The only person surprised when Hank has a heart attack in the gate room is Hank himself.
He ends up taking a month out on medical leave, leaving Carter, Mitchell and Davies in a kind of triumvirate charge, since all three of them have other duties which can’t be abandoned.
Everyone’s welcoming and happy to see him when he finally goes back. The three of them debrief him about everything (including the defeat of the Noones via Jackson and Teal’c persuading them into a treaty of non-aggression) in mind-numbing detail, and Carter and Davies leave to go back to what they should be doing.

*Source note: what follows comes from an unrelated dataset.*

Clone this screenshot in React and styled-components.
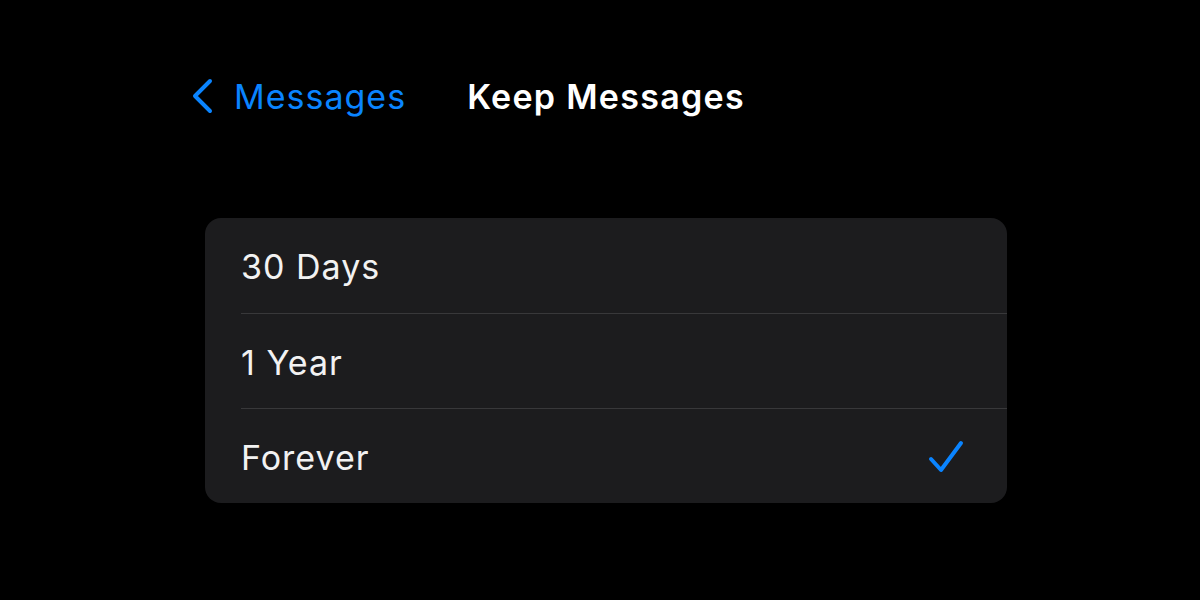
import React from "react"
import styled, { createGlobalStyle } from "styled-components"

const GlobalStyle = createGlobalStyle`
  html, body {
    margin: 0;
    padding: 0;
    background: #000;
  }
  body {
    font-family: Inter, "Noto Sans", sans-serif;
    -webkit-font-smoothing: antialiased;
  }
`

const Screen = styled.div`
  width: 1200px;
  height: 600px;
  background: #000;
  display: flex;
  flex-direction: column;
  padding: 74px 0 0 189px;
  box-sizing: border-box;
`

const NavBar = styled.div`
  display: flex;
  align-items: center;
  height: 44px;
`

const BackButton = styled.div`
  display: flex;
  align-items: center;
  gap: 19px;
  color: #0a84ff;
  font-size: 34px;
  letter-spacing: 1px;
`

const Title = styled.div`
  margin-left: 61px;
  color: #fff;
  font-size: 34px;
  font-weight: 600;
  letter-spacing: 1.3px;
`

const Card = styled.div`
  margin: 100px 0 0 16px;
  width: 802px;
  background: #1c1c1e;
  border-radius: 16px;
  overflow: hidden;
`

const Row = styled.div`
  display: flex;
  align-items: center;
  justify-content: space-between;
  height: 95px;
  margin-left: 36px;
  padding: 2px 42px 0 0;
  box-sizing: border-box;
  border-top: ${p => (p.first ? "none" : "1.5px solid #38383a")};
  color: #f2f2f2;
  font-size: 34px;
  letter-spacing: 1px;
`

const options = [
  { label: "30 Days", selected: false },
  { label: "1 Year", selected: false },
  { label: "Forever", selected: true },
]

const Chevron = () => (
  <svg width="26" height="38" viewBox="0 0 26 38">
    <path
      d="M21 4 L6 19 L21 34"
      fill="none"
      stroke="#0a84ff"
      strokeWidth="4"
      strokeLinecap="round"
      strokeLinejoin="round"
    />
  </svg>
)

const Check = () => (
  <svg width="38" height="38" viewBox="0 0 38 38">
    <path
      d="M4 21 L14 32 L34 5"
      fill="none"
      stroke="#0a84ff"
      strokeWidth="4"
      strokeLinecap="round"
      strokeLinejoin="round"
    />
  </svg>
)

const App = () => (
  <>
    <GlobalStyle />
    <Screen>
      <NavBar>
        <BackButton>
          <Chevron />
          <span>Messages</span>
        </BackButton>
        <Title>Keep Messages</Title>
      </NavBar>
      <Card>
        {options.map((option, i) => (
          <Row key={option.label} first={i === 0}>
            <span>{option.label}</span>
            {option.selected && <Check />}
          </Row>
        ))}
      </Card>
    </Screen>
  </>
)

export default App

It takes him a week to realize why his workload seems so much lighter than it did before, when he finds Mitchell, Jackson and Teal’c leading the newly formed SG-25 through a pre-mission briefing, Vala sitting with SG-25 because she is, apparently, going along as a kind of mentor. Mitchell starts guiltily when Hank walks in, but the rest of them just look at him, defiant beneath expressions forced into blankness.
“If you want to take over…” Mitchell says hesitantly, and Hank takes a good look at the people lined up behind him.
“No, carry on,” he says, walking out, and goes back to his office to look again at the retirement paperwork. Because he might not be able to call it mutiny, really, but he can sure as hell see that something shifted while he was gone, and he’s not at all convinced he can shift it back again.